The website of the influential weekly newspaper Die Zeit writes:

“Europe will remember this moment in the spring of 2010 for a long time to come. The Greek lies, the chuminess of other euro zone countries, the fright spread by the financial markets with their increasingly unscrupulous bets on the Greek state’s eventual bankruptcy. For a dramatic moment, it looked as though the fate of the entire European Union — a historically unprecedented work of over 60 years — was hinging on a thread from some dubious rating agency.”

“That we Germans — and 14 other euro zone states — have to pay for Greece, or at least provide it with guarantees, is bitter. And it’s far from a foregone conclusion that the fright will not return. But there’s another aspect that Europeans will look back on one day. The developments of recent weeks have shown just how advanced European integration has become over time — and not just on the paper of treaties in Brussels.
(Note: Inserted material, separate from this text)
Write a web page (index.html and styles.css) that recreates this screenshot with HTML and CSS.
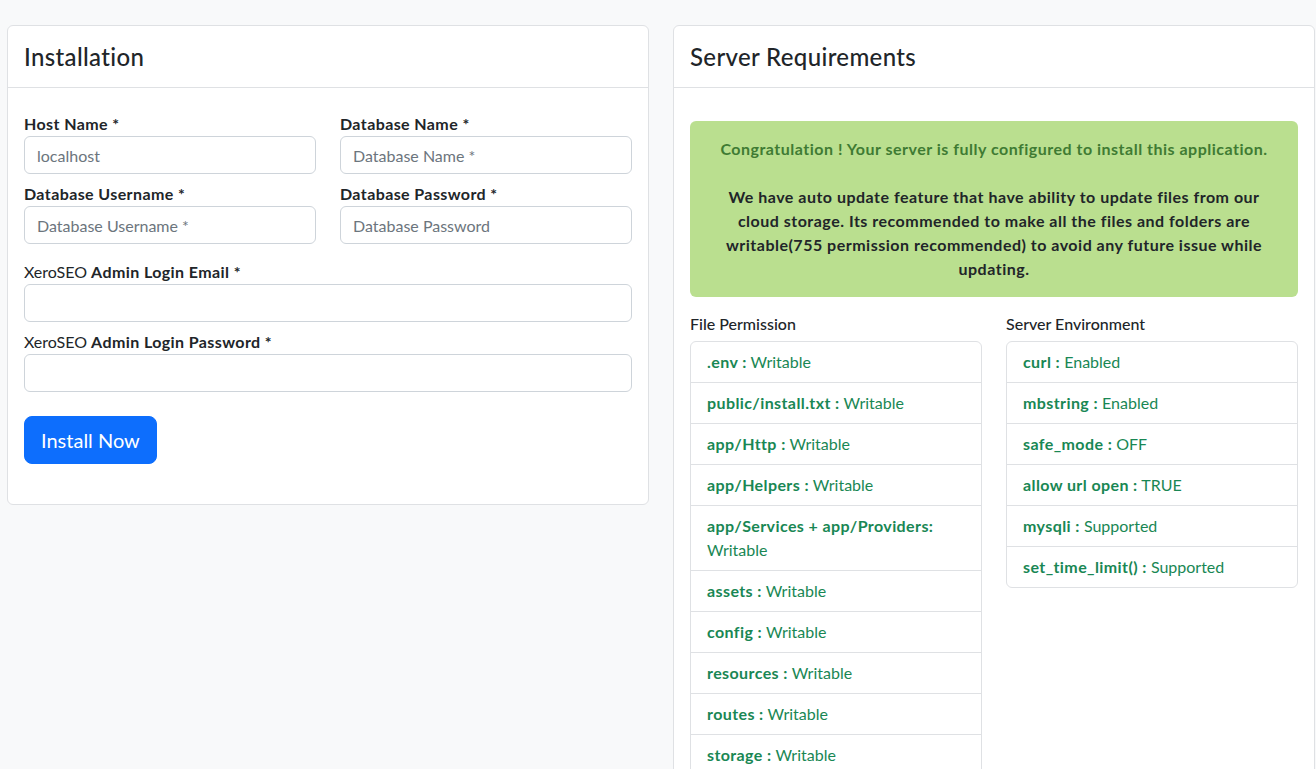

It may sound like a paradox after all the disputes, but Europe has been pulled closer together by this crisis. That closeness was recognizable when, on May 1, unions across Europe protested and German workers lively debated the Greek pension system. Germans are torn between their solidarity with their colleagues in Athens and their anger over the fact that they have to support Greeks who get to retire a lot earlier than their German counterparts. The demand is clear: ‘If we have to pay for you, then you will have to work as long as we do.'”

“For years, the debate over unified European social standards has been the exclusive domain of leftist European think tanks. Now the debate is being conducted on the streets of Germany, France and Greece. … Another example is the state election in North Rhine-Westphalia. The issue of whether Merkel delayed aid for Greece because of the election has been the subject of passionate discussions everywhere from London to Bratislava to Prague. Britain’s Economist criticized Merkel as decisively as Stockholm’s Svenska Dagbladet. And this criticism wasn’t without echo in Germany — indeed, the election gained a new issue.”